Certificate Authority using ed25519 key on Gnuk?
Terminada
gnupg.org at terminada.io
Fri Oct 4 10:33:11 CEST 2024
On 4/10/24 10:20, NIIBE Yutaka wrote:
> Terminada wrote:
>
>> It appears that gpgsm supports creating a self signed CA but maybe only
>> for RSA keys?
>
> I don't know for X.509 CA use cases. Could you please ask gnupg-devel?
Yes, it seems that the failure relates to unimplemented functionality in
gpg-agent / gpgsm, rather than Gnuk.
I'll sign up to gnupg-devel and ask.
>
> For X.509 Ed25519 support, it would not be tested well or it's buggy,
> and the UI is not that good. Although I don't know if it's related, for
> X.509 EdDSA certificates, I can find this commit:
>
> https://dev.gnupg.org/rG6dc3846d78192e393be73c16c72750734a9174d1
>
That link gave me hope so I installed the lastest development version of
gnupg and all dependencies and re-tried using the same parameter file
demonstrated in the commit that you linked (but with my keygrip).
Unfortunately gpgsm wouldn't work and I got a message saying "Signing
failed: Not implemented".
It seems strange to me that more people don't want to use ed25519 keys
protected by a smartcard as the basis for their self-signed CA. The
ed25519 keys have become much more commonly used and they seem better
suited for use on devices with limited resources like a smartcard.
Do you know if there is a way I can work around the gpgsm inadequacy?

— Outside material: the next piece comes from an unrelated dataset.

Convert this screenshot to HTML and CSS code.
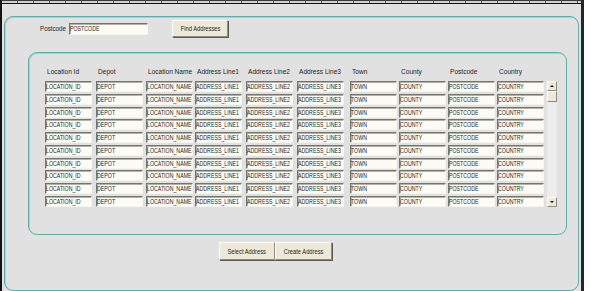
FILE: index.html
```html
<!DOCTYPE html>
<html lang="en">
<head>
  <meta charset="UTF-8">
  <title>Address Search</title>
  <link rel="stylesheet" href="styles.css">
</head>
<body>
  <div class="window">
    <!-- Ruler strip along the top -->
    <div class="titlebar"></div>

    <div class="frame">
      <!-- Search -->
      <div class="search">
        <span class="search-label"><span class="txt">Postcode</span></span>
        <div class="field search-field"><span class="txt">POSTCODE</span></div>
        <button class="btn find-btn"><span class="txt">Find Addresses</span></button>
      </div>

      <!-- Results -->
      <div class="results">
        <div class="cols heads">
          <span><span class="txt">Location Id</span></span>
          <span><span class="txt">Depot</span></span>
          <span><span class="txt">Location Name</span></span>
          <span><span class="txt">Address Line1</span></span>
          <span><span class="txt">Address Line2</span></span>
          <span><span class="txt">Address Line3</span></span>
          <span><span class="txt">Town</span></span>
          <span><span class="txt">County</span></span>
          <span><span class="txt">Postcode</span></span>
          <span><span class="txt">Country</span></span>
        </div>
        <div class="list">
          <div id="rows" class="cols rows"></div>
          <div class="scrollbar">
            <div class="arrow"><span class="tri up"></span></div>
            <div class="thumb"></div>
            <div class="track"></div>
            <div class="arrow"><span class="tri down"></span></div>
          </div>
        </div>
      </div>

      <!-- Actions -->
      <div class="actions">
        <button class="btn select-btn"><span class="txt">Select Address</span></button>
        <button class="btn create-btn"><span class="txt">Create Address</span></button>
      </div>
    </div>
  </div>

  <script>
    const fields = ["LOCATION_ID", "DEPOT", "LOCATION_NAME", "ADDRESS_LINE1", "ADDRESS_LINE2",
                    "ADDRESS_LINE3", "TOWN", "COUNTY", "POSTCODE", "COUNTRY"];
    const rows = document.getElementById("rows");

    // Build the result rows
    for (let i = 0; i < 10; i++) {
      fields.forEach(name => {
        const cell = document.createElement("div");
        cell.className = "field cell";
        cell.innerHTML = `<span class="txt">${name}</span>`;
        rows.appendChild(cell);
      });
    }
  </script>
</body>
</html>
```

FILE: styles.css
```css
/* Global */
body {
  margin: 0;
  background: #ffffff;
  font-family: "Liberation Sans", Arial, sans-serif;
  color: #1e1e1e;
}

/* Narrow look of the old toolkit font */
.txt {
  display: inline-block;
  white-space: nowrap;
  transform: scaleX(0.8);
  transform-origin: left center;
}

.window {
  box-sizing: border-box;
  width: 584px;
  height: 291px;
  overflow: hidden;
  background: #e1e1e1;
  border-left: 2px solid #141414;
  border-right: 3px solid #262626;
}

.titlebar {
  box-sizing: border-box;
  height: 4px;
  border-top: 1px solid #3a3a3a;
  border-bottom: 1px solid #141414;
  background: repeating-linear-gradient(90deg, #cfcfcf 0, #cfcfcf 15px, #555 15px, #555 16px);
}

/* Outer panel */
.frame {
  box-sizing: border-box;
  height: 275px;
  margin: 12px 2px 0 2px;
  padding-top: 3px;
  border: 1px solid #62abab;
  border-radius: 9px;
  box-shadow: inset 1px 1px 0 #a9d2d2;
}

/* Search row */
.search {
  display: flex;
  align-items: center;
  height: 17px;
}

.search-label {
  width: 29px;
  margin-left: 35px;
  font-size: 8px;
}

.search-label .txt {
  transform: scaleX(0.78);
}

.field {
  box-sizing: border-box;
  overflow: hidden;
  background: #fcfcf5;
  border: 1px solid;
  border-color: #76756d #f4f4f0 #f4f4f0 #76756d;
  box-shadow: inset 1px 1px 0 #b3b2a8;
  font-size: 7.5px;
}

.field .txt {
  transform: scaleX(0.7);
}

.search-field {
  width: 79px;
  height: 12px;
  line-height: 10px;
}

.btn {
  box-sizing: border-box;
  margin: 0;
  padding: 0;
  background: #ece9d8;
  border: 1px solid;
  border-color: #ffffff #8d8b80 #8d8b80 #ffffff;
  box-shadow: 1px 1px 0 #5c5b55;
  font-family: inherit;
  font-size: 8px;
  color: #1e1e1e;
  white-space: nowrap;
}

.btn .txt {
  transform: scaleX(0.72);
  transform-origin: center;
}

.find-btn {
  width: 56px;
  height: 17px;
  margin-left: 24px;
}

/* Results panel */
.results {
  box-sizing: border-box;
  height: 183px;
  margin: 15px 11px 0 23px;
  padding: 13px 0 0 16px;
  border: 1px solid #62abab;
  border-radius: 9px;
  box-shadow: inset 1px 1px 0 #a9d2d2;
}

.cols {
  display: grid;
  grid-template-columns: 51px 50px 49px 51px 51px 53px 49px 49px 49px 50px;
}

.heads {
  height: 12px;
  line-height: 12px;
  font-size: 8px;
}

.heads > span {
  padding-left: 2px;
  white-space: nowrap;
}

.heads .txt {
  transform: scaleX(0.82);
}

.list {
  display: flex;
  margin-top: 3px;
}

.rows {
  grid-auto-rows: 11px;
  row-gap: 1.75px;
}

.cell {
  width: 47px;
  height: 11px;
  line-height: 9px;
}

/* Scrollbar */
.scrollbar {
  display: flex;
  flex-direction: column;
  width: 10px;
  background: #ececec;
}

.arrow,
.thumb {
  box-sizing: border-box;
  display: flex;
  align-items: center;
  justify-content: center;
  background: #ece9d8;
  border: 1px solid;
  border-color: #ffffff #8d8b80 #8d8b80 #ffffff;
}

.arrow {
  height: 10px;
}

.thumb {
  height: 11px;
}

.track {
  flex: 1;
}

.tri {
  width: 0;
  height: 0;
  border-left: 2px solid transparent;
  border-right: 2px solid transparent;
}

.tri.up {
  border-bottom: 2px solid #111;
}

.tri.down {
  border-top: 2px solid #111;
}

/* Bottom buttons */
.actions {
  display: flex;
  margin-top: 7px;
  padding-left: 214px;
}

.select-btn {
  width: 56px;
  height: 18px;
}

.create-btn {
  width: 57px;
  height: 18px;
}
```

Is there some way that I can do part of the self signed CA creation with
openssl and then sign using gpg-agent talking to Gnuk? For example, I
believe it might be possible to use the ssh key equivalent of the gpg
private key in openssl to create the self signed CA. However, I will
still need to sign user CSRs after the private key is residing on my
Gnuk token, which doesn't seem possible?